Usaha memastikan kepatuhan warga dalam hal ini tentu tak boleh dicantelkan semata-mata kepada aturan. Memastikan warga untuk bergabung dalam skema JSN harus dilakukan dengan memberi incentive bahwa mereka benar-benar menolong mereka yang tak berpunya. Karena itu memastikan elegibilitas penerima subsidi proteksi sosial menjadi sangat penting. Ada dua pekerjaan prinsip yang harus dikerjakan pemerintah kota Ambon untuk memastikan hal ini. Pertama, sangat penting untuk merancang dan mengusulkan kriteria yang peka terhadap konteks warga miskin Kota ini. Yang kedua, dan ini sama pentingnya, ialah mendorong terus terjadinya reformasi administrasi kependudukan.
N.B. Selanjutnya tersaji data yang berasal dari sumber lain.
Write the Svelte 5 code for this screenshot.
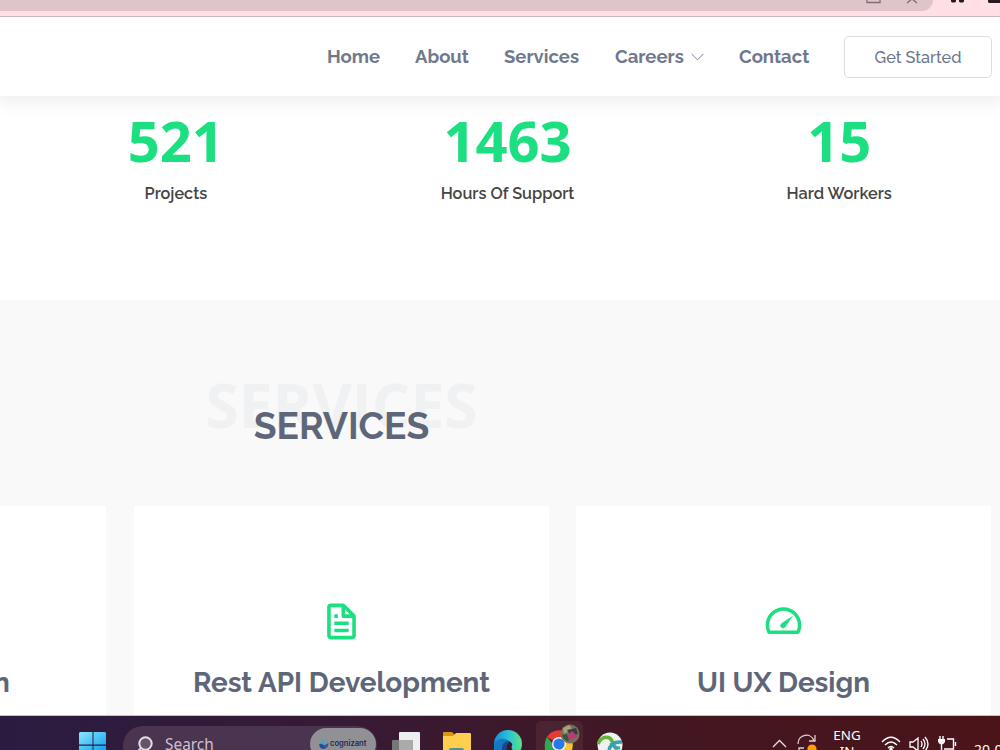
<script lang="ts">
  const links = [
    { label: "Home", width: 53 },
    { label: "About", width: 54 },
    { label: "Services", width: 76 },
    { label: "Careers", width: 89, menu: true },
    { label: "Contact", width: 71 },
  ];

  const counts = [
    { value: 521, label: "Projects" },
    { value: 1463, label: "Hours Of Support" },
    { value: 15, label: "Hard Workers" },
  ];
</script>

<div class="page">
  <div class="browser-bar">
    <div class="omnibox">
      <svg width="60" height="12" viewBox="0 0 60 12" fill="none" stroke="#806d76" stroke-width="1.3">
        <path d="M7 -4V2.5H20V-4M47 3L52 -1L57 3" />
      </svg>
    </div>
    <svg class="extensions" width="68" height="12" viewBox="0 0 68 12" fill="#27191e">
      <path d="M19 0h5v1.500l-1 1h-3l-1-1zM27 0h5v1.500l-1 1h-3l-1-1zM56 0h12v3H57l-1-1z" />
    </svg>
  </div>

  <header>
    <nav>
      {#each links as link}
        <a href="#top" class="nav-link" style={`width: ${link.width}px`}>
          {link.label}
          {#if link.menu}
            <svg width="13" height="8" viewBox="0 0 13 8" fill="none" stroke="#7a8396">
              <path d="M.7 1L6.500 6.800L12.300 1" />
            </svg>
          {/if}
        </a>
      {/each}
    </nav>
    <a href="#start" class="get-started">Get Started</a>
  </header>

  <section class="counts">
    {#each counts as count}
      <div class="count">
        <strong>{count.value}</strong>
        <p>{count.label}</p>
      </div>
    {/each}
  </section>

  <section class="services">
    <div class="section-title">
      <span>SERVICES</span>
      <h2>SERVICES</h2>
    </div>
    <div class="cards">
      <article class="card partial"><h4>n</h4></article>
      <article class="card">
        <svg viewBox="0 0 24 24">
          <path d="M19.900 8.590a1 1 0 0 0-.2-.3l-6-6A1 1 0 0 0 13 2H6c-1.100 0-2 .9-2 2v16c0 1.100.9 2 2 2h12c1.100 0 2-.9 2-2V9a1 1 0 0 0-.1-.410zM16.590 8H14V5.410L16.590 8zM6 20V4h6v5a1 1 0 0 0 1 1h5v10H6z" />
          <path d="M8 12h8v2H8zm0 4h8v2H8zm0-8h2v2H8z" />
        </svg>
        <h4>Rest API Development</h4>
      </article>
      <article class="card">
        <svg viewBox="0 0 24 24">
          <path d="M12 4C6.490 4 2 8.490 2 14a9.900 9.900 0 0 0 1.050 4.450c.17.340.520.550.9.550h16.100c.380 0 .730-.210.9-.550A9.900 9.900 0 0 0 22 14c0-5.510-4.490-10-10-10zm7.410 13H4.590A7.900 7.900 0 0 1 4 14c0-4.410 3.590-8 8-8s8 3.590 8 8a7.900 7.900 0 0 1-.59 3z" />
          <path d="M10.940 12.940a1.530 1.530 0 1 0 2.120 2.120l3.960-6.040-.04-.04z" />
        </svg>
        <h4>UI UX Design</h4>
      </article>
    </div>
  </section>

  <footer>
    <svg class="start" width="28" height="19" viewBox="0 0 28 19">
      <defs>
        <linearGradient id="win" x1="0" y1="0" x2="1" y2="1">
          <stop stop-color="#8ce6fb" />
          <stop offset="1" stop-color="#0b9ff0" />
        </linearGradient>
      </defs>
      <path fill="url(#win)" d="M1 0h12.500v12.500H0V1zM14.500 0H26l1 1v11.500H14.500zM0 13.700h13.500V19H0zM14.500 13.700H27V19H14.500z" />
    </svg>

    <div class="search">
      <svg width="18" height="20" viewBox="0 0 18 20" fill="#66536a" stroke="#e5dce6" stroke-width="2">
        <circle cx="10.500" cy="7.500" r="6.200" />
        <path d="M6 12L1 17.500" />
      </svg>
      <span>Search</span>
      <div class="cognizant">
        <svg width="10" height="11" viewBox="0 0 10 11">
          <path fill="#244b99" d="M0 5.500L5 2v8Q1 10 0 5.500z" />
          <path fill="#2fb2bd" d="M1 4.500Q3 0 6 1.500L5 6z" />
          <path fill="#35569f" d="M5 6.500L9.500 4Q9.500 9 5 10z" />
        </svg>
        cognizant
      </div>
    </div>

    <svg class="task-view" width="29" height="20" viewBox="0 0 29 20">
      <rect x="7" y="0" width="21" height="22" rx="1" fill="#eeeef0" />
      <rect x="0" y="8" width="21" height="14" rx="1" fill="#777" />
      <rect x="7" y="8" width="14" height="14" fill="#aaa" />
    </svg>

    <svg class="folder" width="28" height="20" viewBox="0 0 28 20">
      <path fill="#d89711" d="M0 1Q0 0 1 0h8l3 3v4H0z" />
      <path fill="#fdcf4c" d="M0 4h10l3-3h14q1 0 1 1v18H0z" />
      <path fill="#5b8e91" d="M6 18q0-2 2-2h11q2 0 2 2v2H6z" />
    </svg>

    <svg class="edge" width="28" height="21" viewBox="0 0 28 21">
      <defs>
        <linearGradient id="edge" x1="0" y1="0" x2="1" y2="0">
          <stop stop-color="#168dd8" />
          <stop offset=".55" stop-color="#2cc4d6" />
          <stop offset="1" stop-color="#5be37c" />
        </linearGradient>
      </defs>
      <circle cx="14" cy="14" r="14" fill="url(#edge)" />
      <path fill="#1877c2" d="M0 15C1 9 10 6 16 12L12 21H0z" />
      <path fill="#104b91" d="M8 21Q7 12 15 11q4 2 2 10z" />
      <path fill="#3b1722" d="M13 21Q12 14 16 12q4 2 1 5l2 4z" />
    </svg>

    <div class="active-app">
      <svg width="47" height="29" viewBox="0 0 47 29">
        <path fill="#e63b32" d="M11 16A14 14 0 0 1 35 16L23 23z" />
        <path fill="#34a653" d="M11 16Q8 20 9 29H20L16 22z" />
        <path fill="#fbc52d" d="M24 16H35Q38 22 36 29H25z" />
        <circle cx="23" cy="23" r="7" fill="#f5f5f5" />
        <circle cx="23" cy="23" r="5.600" fill="#2878e8" />
        <circle cx="34" cy="13" r="9.500" fill="#777158" />
        <path fill="#a5a27c" d="M27 7l6-3 3 4-8 5z" />
        <path fill="#343b4b" d="M31 9l9-2 2 6-7 2z" />
        <path fill="#b93b70" d="M31 15l5-5 6 6-9 3z" />
        <path fill="#35553d" d="M26 14l5-1 2 7q-5 0-7-6z" />
      </svg>
    </div>

    <svg class="vpn" width="26" height="18" viewBox="0 0 26 18">
      <circle cx="13" cy="13" r="12.500" fill="#edf4f0" />
      <path fill="none" stroke="#64b33b" stroke-width="3.500" d="M1 12C5 3 13 4 15 9c1 4 3 6 5 9" />
      <path fill="none" stroke="#3aa2ad" stroke-width="3.500" d="M12 18Q14 9 25 10" />
      <path fill="none" stroke="#3aa2ad" stroke-width="3" d="M14 11Q16 16 23 16" />
    </svg>

    <div class="tray">
      <svg class="up" width="15" height="9" viewBox="0 0 15 9" fill="none" stroke="#e9dddf" stroke-width="1.300">
        <path d="M1 8L7.500 1.500L14 8" />
      </svg>
      <svg class="update" width="20" height="18" viewBox="0 0 20 18" fill="none" stroke="#e4d1d4" stroke-width="1.300">
        <path d="M1 10C1 0 14-2 17 7M18 1v6h-6M2 18v-4h5" />
        <circle cx="15" cy="15" r="4.600" fill="#ff9c0b" stroke="none" />
      </svg>
      <div class="language">ENG<br />IN</div>
      <svg class="wifi" width="20" height="14" viewBox="0 0 20 14" fill="none" stroke="#fff" stroke-width="1.400">
        <path d="M1 6Q10-3.500 19 6M4 9q6-6 12 0M7 12q3-3 6 0" />
        <circle cx="10" cy="13" r="1" fill="#fff" />
      </svg>
      <svg class="volume" width="20" height="15" viewBox="0 0 20 15" fill="none" stroke="#fff" stroke-width="1.300">
        <path d="M1 6h3l5-4v13l-5-4H1zM12 5q2 3 0 6M14 3q4 5 0 10M16 1q6 7 0 14" />
      </svg>
      <svg class="battery" width="19" height="15" viewBox="0 0 19 15" fill="none" stroke="#fff" stroke-width="1.400">
        <path d="M2 0v4M5 0v4M3.500 8v7M9 3h6.500v10H6M17.500 6v4" />
        <path d="M0 3h7v3q-3.500 5-7 0z" fill="#fff" stroke="none" />
      </svg>
      <span class="date">20-0</span>
    </div>
  </footer>
</div>

<style>
  :global(body) {
    margin: 0;
    overflow: hidden;
  }
  .page {
    width: 1000px;
    height: 750px;
    display: flex;
    flex-direction: column;
    overflow: hidden;
    background: #fff;
    color: #5e6779;
    font-family: Raleway, Lato, sans-serif;
  }
  svg {
    display: block;
    flex: none;
  }
  a {
    color: inherit;
    text-decoration: none;
  }
  h2,
  h4,
  p {
    margin: 0;
  }
  .browser-bar {
    height: 16px;
    flex: none;
    display: flex;
    border-bottom: 1px solid #c8b6bc;
    background: #ffdee5;
  }
  .omnibox {
    width: 933px;
    height: 11px;
    display: flex;
    justify-content: flex-end;
    border-bottom-right-radius: 13px;
    background: #dfc4ca;
  }
  .omnibox svg {
    margin-right: 13px;
  }
  .extensions {
    margin-left: -1px;
  }
  header {
    position: relative;
    z-index: 1;
    height: 79px;
    flex: none;
    display: flex;
    align-items: center;
    justify-content: flex-end;
    padding-right: 8px;
    background: #fff;
    box-shadow: 0 2px 18px 3px rgba(0, 0, 0, 0.08);
    clip-path: inset(0 0 -24px);
  }
  nav {
    display: flex;
    gap: 35px;
  }
  .nav-link {
    display: flex;
    align-items: center;
    justify-content: space-between;
    color: #6f788c;
    font-size: 18.5px;
    font-weight: 700;
    white-space: nowrap;
  }
  .get-started {
    width: 148px;
    height: 42px;
    box-sizing: border-box;
    margin-left: 34px;
    border: 1px solid #dcdde1;
    border-radius: 5px;
    color: #6c768b;
    font-size: 16.3px;
    font-weight: 500;
    line-height: 42px;
    text-align: center;
  }
  .counts {
    width: 995px;
    height: 204px;
    flex: none;
    display: grid;
    grid-template-columns: repeat(3, 1fr);
    margin-left: 10px;
    text-align: center;
  }
  .count strong {
    display: block;
    height: 58px;
    margin-top: 15px;
    color: #1bdf80;
    font: 700 56px/58px "Open Sans", sans-serif;
  }
  .count p {
    margin-top: 15px;
    color: #444;
    font-size: 16.3px;
    font-weight: 600;
    line-height: 20px;
  }
  .services {
    height: 415px;
    flex: none;
    overflow: hidden;
    background: #f9f9f9;
  }
  .section-title {
    width: 683px;
    height: 206px;
    display: grid;
    text-align: center;
  }
  .section-title span,
  .section-title h2 {
    grid-area: 1 / 1;
  }
  .section-title span {
    padding-top: 75px;
    color: #f0f1f3;
    font: 700 60.5px/60px "Open Sans", sans-serif;
  }
  .section-title h2 {
    z-index: 1;
    padding-top: 103px;
    font-size: 37.2px;
    line-height: 46px;
  }
  .cards {
    display: flex;
    gap: 27px;
  }
  .card {
    width: 415px;
    height: 209px;
    flex: none;
    display: flex;
    flex-direction: column;
    align-items: center;
    background: #fff;
  }
  .card.partial {
    width: 106px;
    margin-right: 1px;
    align-items: flex-start;
  }
  .card svg {
    width: 43px;
    height: 43px;
    margin-top: 94px;
    fill: #1bdf80;
  }
  .card h4 {
    margin-top: 22px;
    font-size: 27.9px;
    line-height: 36px;
    white-space: nowrap;
  }
  .card.partial h4 {
    margin: 159px 0 0 -7px;
  }
  footer {
    height: 35px;
    box-sizing: border-box;
    flex: none;
    display: flex;
    overflow: hidden;
    padding-left: 79px;
    border-top: 1px solid #c9bdc8;
    background: linear-gradient(90deg, #2a1c41, #371a35 35%, #421722 65%, #4b1419);
    font-family: "Noto Sans", sans-serif;
  }
  .start {
    margin-top: 16px;
  }
  .search {
    width: 254px;
    height: 40px;
    flex: none;
    display: flex;
    margin: 10px 0 0 16px;
    border-radius: 20px;
    background: #4a344f;
    color: #cfc0d0;
    font-size: 15.4px;
    line-height: 37px;
  }
  .search > svg {
    margin: 10px 0 0 12px;
  }
  .search > span {
    width: 50px;
    margin-left: 12px;
  }
  .cognizant {
    width: 66px;
    height: 32px;
    box-sizing: border-box;
    display: flex;
    gap: 1px;
    margin: 2px 1px 0 auto;
    padding-left: 9px;
    border-radius: 16px;
    background: #919094;
    color: #24265b;
    font: 600 7.6px/32px Inter, sans-serif;
  }
  .cognizant svg {
    margin-top: 11px;
  }
  .task-view {
    margin: 16px 0 0 15px;
  }
  .folder {
    margin: 16px 0 0 22px;
  }
  .edge {
    margin: 14px 0 0 23px;
  }
  .active-app {
    width: 47px;
    height: 40px;
    flex: none;
    box-sizing: border-box;
    margin: 5px 0 0 14px;
    border-radius: 5px;
    background: #4c2431;
  }
  .vpn {
    margin: 16px 0 0 14px;
  }
  .tray {
    display: flex;
    flex: none;
    margin-left: 149px;
    color: #fff;
  }
  .up {
    margin-top: 23px;
  }
  .update {
    margin: 18px 0 0 10px;
  }
  .language {
    width: 30px;
    margin: 11px 0 0 15px;
    font-size: 13.4px;
    line-height: 16px;
    text-align: center;
  }
  .wifi {
    margin: 20px 0 0 19px;
  }
  .volume {
    margin: 20px 0 0 8px;
  }
  .battery {
    margin: 20px 0 0 9px;
  }
  .date {
    margin: 24px 0 0 17px;
    font-size: 14px;
    line-height: 20px;
    white-space: nowrap;
  }
</style>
Kedua pekerjaan ini harus dilakukan tidak hanya untuk meminimalisir kerancuan penetapan warga penerima manfaat jaminan sosial, namun juga untuk menjaga incentive warga non-miskin untuk tak mundur dari skema JSN. Pendeknya, menjaga kemampuan pemerintah melakukan proteksi menyeluruh, terutama kepada warga tak berpunya.

Seperti yang kita saksikan, pekerjaan tak kurang banyaknya bagi pembuat kebijakan kota ini, jua tentu bagi para pekerja negara. Daftar pekerjaan bahkan masih mungkin bertambah bila elemen lain lain diikutsertakan dalam diskusi. Pun, bila preskripsi pengentasan kemiskinan ini tak lebih dari sejumlah jari tangan, menentukan prioritas ditengah keterbatasan fiscal, sumber daya manusia dan atau bahkan hiruk pikuk politik bukanlah urusan sederhana. Nyatanya, bahkan, membaca analysis sederhana inipun telah cukup melelahkan.

Memang, mungkin belum ada alasan untuk lekas-lekas, apalagi keras-keras, bertepuk tangan.